Yeah, sounds vain, but what do we write for, anyway? If we don't enjoy our own stories, who else is going to? And I really like the ending to this book. It came out tense and surprising and frustrating and satisfying all at once. Just what it should be.

Okay, late night sleepless exuberance worn off now.

Must. Sleep.

Friday, May 05, 2006

pulling teeth

I've hit a couple of chapters where editing has become a strange variant of trial and error. This consists of me re-writing the chapter one night, re-reading it the next night, seeing what worked/didn't, re-writing accordingly, letting it sit twenty four hours, then doing the process again. And again. I've done this for a week now. Same two chapters, re-writing and re-writing, waiting for the right combo to click. It hasn't yet, but last night it got much closer. (and I LOVE my daily draft files. I can go back to any of the drafts and see what I've changed from day to day.)
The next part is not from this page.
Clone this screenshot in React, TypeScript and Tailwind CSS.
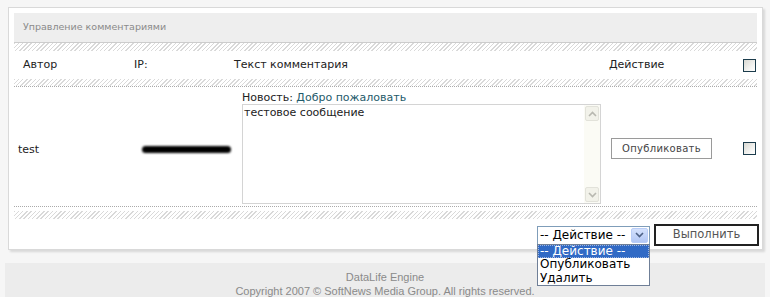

I actually like the first draft version the best but, for various reasons, it ultimately doesn't work. But replacing it just-so, is turning into a lengthy and frustrating endeavor. Sure, what it boils down to is I don't know what I'm doing yet in this chapter. As author, I simply know too much. I know where it all goes, who's planning what, and I've lost the ability to see only through the limited character's eyes. There's things I WANT to say, but they're not necessarily things the characters have figured out yet. I need to forget what I know. Forget the story's outcome. Forget it all, and write from ignorance. I'd really like to set the whole thing aside for a month at this point, let it all get muddy again, and then approach it fresh. I need objective distance, but I don't have that luxury, so I'll just keep on with the trial and error re-writes for now, pick one that gets the closest. It can all be re-written later if it doesn't work.

To gain space, I've been working on a fanfic story instead. Entirely refreshing writing NEW words, not editing old. It does pay to have multiple projects sitting around.